My Bride's eyes lit up as well, but in a whole different way. Turns out, she had never fired a model rocket before either, and wasn't 100% at ease with my assurances that this whole notion of jamming a tube of compressed gunpowder and an ignitor up a plastic tube on a coat hanger was really a good intro to science.
"Trust me," I said.
Despite that, we got the rocket out into the pasture between the house and the river and got set up. (River. Remember that.) Ella was very keen to make sure every thing was set up 'properly' as she says, but having watched Buzz & Woody strap a giant firecracker to their back a few dozen times, decided to remain a comfortable distance away from the rocket itself and just direct me in how to set it up.

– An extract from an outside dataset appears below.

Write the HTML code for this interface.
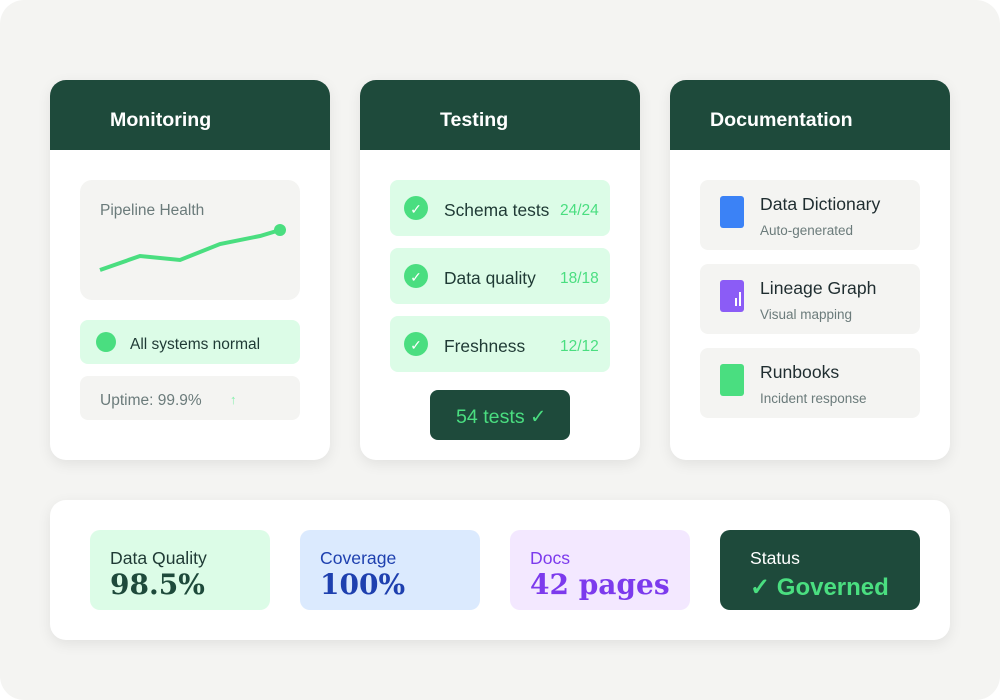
<!DOCTYPE html>
<html><head><style>
*{margin:0;padding:0;box-sizing:border-box}
html{background:#fff}
body{width:1000px;height:700px;background:#f4f4f2;font-family:"Liberation Sans",sans-serif;position:relative;overflow:hidden;border-radius:24px}
.card{position:absolute;top:80px;width:280px;height:380px;background:#fff;border-radius:16px;box-shadow:0 4px 14px rgba(0,0,0,.08);overflow:hidden}
.hd{height:70px;background:#1e4a3b;color:#fff;font-weight:bold;font-size:19.6px;padding:29px 0 0 60px}
.abs{position:absolute}
.box{position:absolute;border-radius:8px}
.t{position:absolute;white-space:nowrap}
.num{position:absolute;white-space:nowrap;left:20px;top:38px;font-size:28px;font-weight:bold;font-family:"DejaVu Serif",serif}
.chk{position:absolute;left:14px;width:24px;height:24px;border-radius:50%;background:#4ade80;color:#fff;font-size:14px;text-align:center;line-height:26px}
</style></head><body>
<div class="card" style="left:50px"><div class="hd">Monitoring</div>
 <div class="box" style="left:30px;top:100px;width:220px;height:120px;background:#f4f4f2;border-radius:12px">
  <div class="t" style="left:20px;top:22px;font-size:15.5px;color:#6b7b7b">Pipeline Health</div>
  <svg class="abs" style="left:0;top:0" width="220" height="120"><polyline points="20,90 60,76 100,80 140,64 180,56 200,50" fill="none" stroke="#4ade80" stroke-width="4"/><circle cx="200" cy="50" r="6" fill="#4ade80"/></svg>
 </div>
 <div class="box" style="left:30px;top:240px;width:220px;height:44px;background:#dcfce7">
  <div class="abs" style="left:16px;top:12px;width:20px;height:20px;border-radius:50%;background:#4ade80"></div>
  <div class="t" style="left:50px;top:16px;font-size:15.5px;color:#1f3a35">All systems normal</div></div>
 <div class="box" style="left:30px;top:296px;width:220px;height:44px;background:#f4f4f2">
  <div class="t" style="left:20px;top:16px;font-size:15.5px;color:#6b7b7b">Uptime: 99.9%</div>
  <div class="t" style="left:150px;top:16px;font-size:13px;color:#86efac">↑</div></div>
</div>
<div class="card" style="left:360px"><div class="hd" style="padding-left:80px">Testing</div>
 <div class="box" style="left:30px;top:100px;width:220px;height:56px;background:#dcfce7"><div class="chk" style="top:16px">✓</div><div class="t" style="left:54px;top:20px;font-size:17.4px;color:#1f3a35">Schema tests</div><div class="t" style="left:170px;top:22px;font-size:15.5px;color:#4ade80">24/24</div></div>
 <div class="box" style="left:30px;top:168px;width:220px;height:56px;background:#dcfce7"><div class="chk" style="top:16px">✓</div><div class="t" style="left:54px;top:20px;font-size:17.4px;color:#1f3a35">Data quality</div><div class="t" style="left:170px;top:22px;font-size:15.5px;color:#4ade80">18/18</div></div>
 <div class="box" style="left:30px;top:236px;width:220px;height:56px;background:#dcfce7"><div class="chk" style="top:16px">✓</div><div class="t" style="left:54px;top:20px;font-size:17.4px;color:#1f3a35">Freshness</div><div class="t" style="left:170px;top:22px;font-size:15.5px;color:#4ade80">12/12</div></div>
 <div class="box" style="left:70px;top:310px;width:140px;height:50px;background:#1e4a3b"><div class="t" style="left:26px;top:15px;font-size:19.6px;color:#4ade80">54 tests ✓</div></div>
</div>
<div class="card" style="left:670px"><div class="hd" style="padding-left:40px">Documentation</div>
 <div class="box" style="left:30px;top:100px;width:220px;height:70px;background:#f4f4f2"><div class="abs" style="left:20px;top:16px;width:24px;height:32px;border-radius:3px;background:#3b82f6"></div><div class="t" style="left:60px;top:14px;font-size:17.6px;color:#1f2d30">Data Dictionary</div><div class="t" style="left:60px;top:43px;font-size:13.5px;color:#6b7b7b">Auto-generated</div></div>
 <div class="box" style="left:30px;top:184px;width:220px;height:70px;background:#f4f4f2"><div class="abs" style="left:20px;top:16px;width:24px;height:32px;border-radius:3px;background:#8b5cf6"><div class="abs" style="left:15px;top:18px;width:2px;height:8px;background:#fff"></div><div class="abs" style="left:19px;top:12px;width:2px;height:14px;background:#fff"></div></div><div class="t" style="left:60px;top:14px;font-size:17.6px;color:#1f2d30">Lineage Graph</div><div class="t" style="left:60px;top:43px;font-size:13.5px;color:#6b7b7b">Visual mapping</div></div>
 <div class="box" style="left:30px;top:268px;width:220px;height:70px;background:#f4f4f2"><div class="abs" style="left:20px;top:16px;width:24px;height:32px;border-radius:3px;background:#4ade80"></div><div class="t" style="left:60px;top:14px;font-size:17.6px;color:#1f2d30">Runbooks</div><div class="t" style="left:60px;top:43px;font-size:13.5px;color:#6b7b7b">Incident response</div></div>
</div>
<div class="abs" style="left:50px;top:500px;width:900px;height:140px;background:#fff;border-radius:16px;box-shadow:0 4px 14px rgba(0,0,0,.08)">
 <div class="box" style="left:40px;top:30px;width:180px;height:80px;background:#dcfce7;border-radius:10px"><div class="t" style="left:20px;top:18px;font-size:17.6px;color:#1f3a35">Data Quality</div><div class="num" style="color:#1e4a3b">98.5%</div></div>
 <div class="box" style="left:250px;top:30px;width:180px;height:80px;background:#dbeafe;border-radius:10px"><div class="t" style="left:20px;top:18px;font-size:17.6px;color:#1e40af">Coverage</div><div class="num" style="color:#1e40af">100%</div></div>
 <div class="box" style="left:460px;top:30px;width:180px;height:80px;background:#f3e8ff;border-radius:10px"><div class="t" style="left:20px;top:18px;font-size:17.6px;color:#7c3aed">Docs</div><div class="num" style="color:#7c3aed">42 pages</div></div>
 <div class="box" style="left:670px;top:30px;width:200px;height:80px;background:#1e4a3b;border-radius:10px"><div class="t" style="left:30px;top:18px;font-size:17.6px;color:#fff">Status</div><div class="t" style="left:30px;top:43px;font-size:24px;font-weight:bold;color:#4ade80">✓ Governed</div></div>
</div>
</body></html>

It took a number of trials to get the engine to actually light up. I had forgotten how fickle those little electrical igniters can be. I burned through a half dozen before we actually achieved lift off. But finally, we did get a spark, and the rocket shot off several hundred feet into the air, before deploying its parachute. I didn't get a picture of this in all the excitement, of course.
I did however get a picture of the river. Remember the river?
Yeah. The wind picked up the parachute and blew that little rocket right over the river. And over the ridgeline. And as far as I know, it ended up someplace in the North Sea.
Ella thought it was hilarious.
To console ourselves, we went and ate at the Chinese bakery. Mung bean paste makes me happy.
I was undeterred, and went out and bought more rockets. (You can too - go here!) This time, they came with balsa fins, and sheets of decals, and were the kind you had to actually put together and paint.
More on that later.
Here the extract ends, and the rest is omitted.